All of those factors contributed to concerns about the ability to accurately verify the identify of those being let into the US and vet them accordingly.

That process is now under intense scrutiny as Trump calls for a reexamination of every person from Afghanistan who came to the US under President Joe Biden, and criticizes what he says were millions of “unknown and unvetted foreigners” admitted to the country under his predecessor.

On Thursday, the administration announced it will reexamine all green cards issued to people from 19 countries “of concern” at Trump’s direction.

“At the direction of @POTUS, I have directed a full scale, rigorous reexamination of every Green Card for every alien from every country of concern,” Joe Edlow, the director of US Citizenship and Immigration Services, wrote in a post on X Thursday.

Asked for additional details, including which countries are considered to be “of concern,” USCIS pointed CNN to 19 countries listed in a June presidential proclamation.

The 19 countries include Afghanistan, Burma, Chad, Republic of the Congo, Equatorial Guinea, Eritrea, Haiti, Iran, Libya, Somalia, Sudan, Yemen, Burundi, Cuba, Laos, Sierra Leone, Togo, Turkmenistan and Venezuela.

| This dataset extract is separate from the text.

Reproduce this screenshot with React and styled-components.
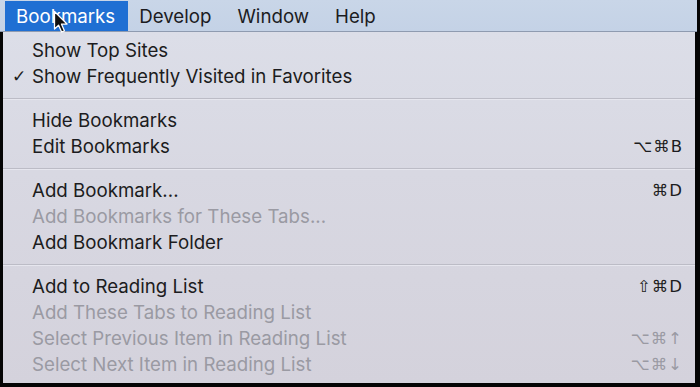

The Department of Homeland Security, which oversees USCIS, said Thursday the administration is also reviewing all asylum cases that were approved under former President Joe Biden.

“Effective immediately, processing of all immigration requests relating to Afghan nationals is stopped indefinitely pending further review of security and vetting protocols,” DHS Assistant Secretary Tricia McLaughlin said in a statement to CNN, adding, “The Trump Administration is also reviewing all asylum cases approved under the Biden Administration.”